Unlike traditional reporting, book reviews are often written by people with interests in the subject matter. For instance, the Wall Street Journal asked me to review two books on kidney transplants a year ago, knowing that I had written occasionally on the topic based on my family’s experiences. Normally, though, publications don’t ask those who are deeply critical of a public figure to review their biography, as the Washington Post did with David Frum and the new book by Zev Chafets, Rush Limbaugh: An Army of One. Today, the Post’s ombudsman criticizes the choice:
Post Book World Editor Rachel Shea said she was unaware that Frum had written last year’s critical Newsweek piece, which was headlined: “Why Rush is Wrong.” But she said she was aware of debate Frum had stirred over how the GOP could best position itself with voters. And she said The Post chose Frum precisely because “it’s no surprise where he was coming from.”
“There was no way we could find someone who didn’t have an opinion” about Limbaugh, she said. “In the absence of finding someone who is completely dispassionate, we decided to go with somebody who people know.”
But should Frum’s review have noted his past pointed criticism of Limbaugh, for those readers who were unaware? “I suppose we should have,” Shea said. “
I agree. Limbaugh is a fascinating figure to many readers, regardless of their ideological orientation. Not everyone is aware of the feuds within the conservative movement. In this case, transparency is important for those coming to the review without prior knowledge of the Frum-Limbaugh clash.
Unlike some, I hold no particular animus towards Frum, who often has interesting and provocative points of view on policy and politics. In my opinion, his focus on Limbaugh and his claims of closed-mindedness on the Right (mainly among those who disagree with him) detract from his credibility, but that’s a matter of personal taste. Anyone who has read Frum over the last couple of years, though, would have been able to predict just about every comment he made on Chafets’ book. The Post would not have been able to find a dispassionate reviewer, but they could have — and should have — found someone with less antagonism towards the subject than Frum, or at the least, should have noted his frequent barbs towards Limbaugh.

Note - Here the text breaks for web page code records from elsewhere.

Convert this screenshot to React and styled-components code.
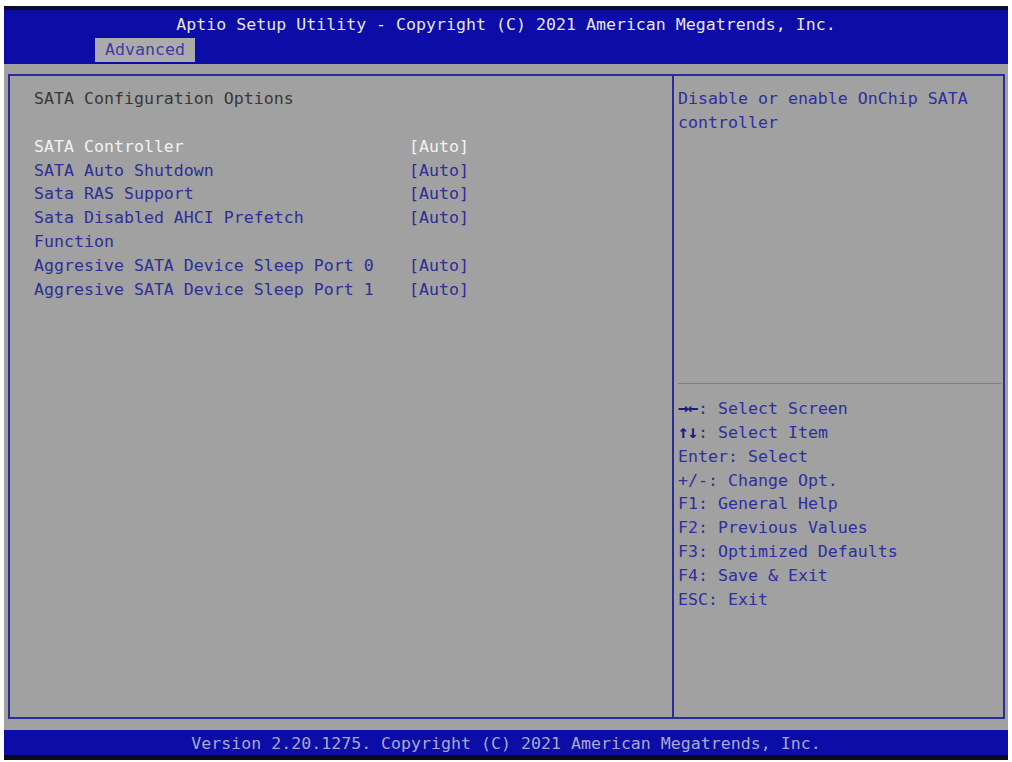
import React from "react";
import styled, { createGlobalStyle } from "styled-components";

const Global = createGlobalStyle`
  html, body { margin: 0; padding: 0; background: #ffffff; }
  body { font-family: "DejaVu Sans Mono", "Liberation Mono", monospace; }
`;

const FONT = `"DejaVu Sans Mono", "Liberation Mono", monospace`;

const Screen = styled.div`
  margin: 6px 4px 2px 4px;
  width: 1004px;
  height: 754px;
  display: flex;
  flex-direction: column;
  font-family: ${FONT};
  font-size: 16.6px;
  line-height: 23.85px;
  background: #a1a1a1;
`;

const Header = styled.header`
  height: 51px;
  border-top: 4px solid #0a0a2a;
  background: #0c0ca6;
  display: flex;
  flex-direction: column;
  padding-top: 3px;
  box-sizing: content-box;
`;

const Title = styled.div`
  height: 24px;
  line-height: 24px;
  text-align: center;
  color: #e4e4ee;
  white-space: pre;
`;

const Tabs = styled.nav`
  display: flex;
  margin-top: 1px;
  padding-left: 91px;
`;

const Tab = styled.div`
  height: 24px;
  line-height: 24px;
  padding: 0 10px;
  background: ${(p) => (p.$active ? "#ababab" : "transparent")};
  color: ${(p) => (p.$active ? "#3c3ca2" : "#e4e4ee")};
`;

const Main = styled.main`
  flex: 1;
  padding: 10px 3px 11px 4px;
  display: flex;
`;

const Panel = styled.section`
  flex: 1;
  border: 2px solid #2c2c98;
  display: grid;
  grid-template-columns: 662px 2px 1fr;
`;

const Divider = styled.div`
  background: #2c2c98;
`;

const LeftPane = styled.div`
  padding: 11px 0 0 24px;
`;

const Heading = styled.div`
  color: #383838;
  margin-bottom: 23.85px;
`;

const ItemGrid = styled.div`
  display: grid;
  grid-template-columns: 350px auto;
  column-gap: 25px;
  justify-content: start;
`;

const Label = styled.div`
  color: ${(p) => (p.$selected ? "#f2f2f2" : "#2e2e96")};
`;

const Value = styled.div`
  color: ${(p) => (p.$selected ? "#f2f2f2" : "#2e2e96")};
  white-space: pre;
`;

const RightPane = styled.div`
  display: grid;
  grid-template-rows: 307px 1px auto;
  padding: 0 2px 0 4px;
`;

const Description = styled.div`
  padding-top: 11px;
  color: #2e2ea0;
`;

const Separator = styled.div`
  background: #7c7c8c;
`;

const HelpList = styled.div`
  padding-top: 13px;
  display: flex;
  flex-direction: column;
`;

const HelpLine = styled.div`
  color: #2e2ea0;
  white-space: pre;
`;

const Key = styled.span`
  color: #2e2ea0;
`;

const ArrowKey = styled.span`
  display: inline-block;
  width: 20px;
  color: #1a1a8a;
  font-weight: 700;
  font-size: 18px;
  letter-spacing: -1px;
  line-height: 1;
`;

const Footer = styled.footer`
  height: 25px;
  border-bottom: 5px solid #0a0a1a;
  background: #0c0ca6;
  color: #a8a8d8;
  text-align: center;
  line-height: 27px;
  white-space: pre;
`;

const items = [
  { label: "SATA Controller", value: "[Auto]", selected: true },
  { label: "SATA Auto Shutdown", value: "[Auto]" },
  { label: "Sata RAS Support", value: "[Auto]" },
  { label: "Sata Disabled AHCI Prefetch Function", value: "[Auto]" },
  { label: "Aggresive SATA Device Sleep Port 0", value: "[Auto]" },
  { label: "Aggresive SATA Device Sleep Port 1", value: "[Auto]" },
];

const help = [
  { key: "\u2192\u2190", rest: ": Select Screen", arrow: true },
  { key: "\u2191\u2193", rest: ": Select Item", arrow: true },
  { key: "Enter", rest: ": Select" },
  { key: "+/-", rest: ": Change Opt." },
  { key: "F1", rest: ": General Help" },
  { key: "F2", rest: ": Previous Values" },
  { key: "F3", rest: ": Optimized Defaults" },
  { key: "F4", rest: ": Save & Exit" },
  { key: "ESC", rest: ": Exit" },
];

export default function App() {
  return (
    <>
      <Global />
      <Screen>
        <Header>
          <Title>Aptio Setup Utility - Copyright (C) 2021 American Megatrends, Inc.</Title>
          <Tabs>
            <Tab $active>Advanced</Tab>
          </Tabs>
        </Header>
        <Main>
          <Panel>
            <LeftPane>
              <Heading>SATA Configuration Options</Heading>
              <ItemGrid>
                {items.map((it) => (
                  <React.Fragment key={it.label}>
                    <Label $selected={it.selected}>{it.label}</Label>
                    <Value $selected={it.selected}>{it.value}</Value>
                  </React.Fragment>
                ))}
              </ItemGrid>
            </LeftPane>
            <Divider />
            <RightPane>
              <Description>Disable or enable OnChip SATA controller</Description>
              <Separator />
              <HelpList>
                {help.map((h) => (
                  <HelpLine key={h.key}>
                    {h.arrow ? <ArrowKey>{h.key}</ArrowKey> : <Key>{h.key}</Key>}
                    {h.rest}
                  </HelpLine>
                ))}
              </HelpList>
            </RightPane>
          </Panel>
        </Main>
        <Footer>Version 2.20.1275. Copyright (C) 2021 American Megatrends, Inc.</Footer>
      </Screen>
    </>
  );
}
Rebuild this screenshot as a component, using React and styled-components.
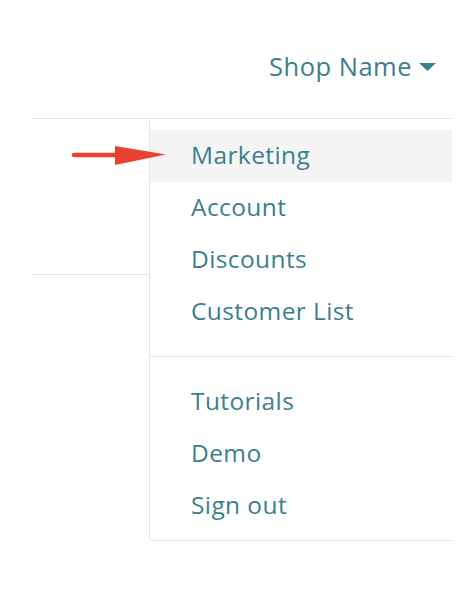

One particular point onto which Frum latched has become widespread, the claim that Limbaugh considers himself the “intellectual engine of the conservative movement”:
Chafets also reveals Limbaugh’s expanding vision of his own central place and role within the conservative world. “Whatever feelings of inferiority Limbaugh may have had,” Chafets writes, “disappeared as he became better acquainted with the work of his fellow commentators. . . . While Limbaugh appreciated some conservative thinkers — including Justice Antonin Scalia, columnist Charles Krauthammer, and economist Thomas Sowell — he now clearly saw himself as the thought leader of the movement. . . . ‘I know I have become the intellectual engine of the conservative movement.’ ” …
It might seem ominous for an intellectual movement to be led by a man who does not think creatively, who does not respect the other side of the argument and who frequently says things that are not intended as truth. But neither Limbaugh nor Chafets is troubled: “Over the years, [Limbaugh] has endeavored to carry forward the banner of Ronaldus Maximus, which he always credits as ‘Reaganism.’ But as time moves on the memory of Reagan fades. It is Limbaugh’s voice conservatives now identify with. For millions, conservatism is now Limbaughism.”
But I think that fundamentally misunderstands what Chafets wrote and what Limbaugh claims. In my interview with Chafets, I asked him about this passage, having read Frum’s review beforehand. Neither Chafets nor Rush claim that he is a replacement for philosophers like Burke or Buckley, or more intellectual than think tanks like Heritage, which dissect policy. It’s more in the model of the relationship that the New York Times and Washington Post have (or perhaps more accurately had) with the national and regional media in terms of setting the parameters of the debate. Whatever those two papers reported became the issues of the day; they drove the political debate and became the intellectual engine of current affairs. No one can doubt that Rush’s show guides the conservative debate on a daily basis; what he discusses drives the focus of conservative and center-right to a large degree.
If one is inclined to dislike Rush Limbaugh, this biography will probably not be to that person’s taste; and conversely, his fans will most likely enjoy it. It might be interesting to see a review from a thoroughly disinterested observer, but as Andrew Alexander notes, it’s going to be very difficult to find that person. And that is certainly a measure of Limbaugh’s success and impact.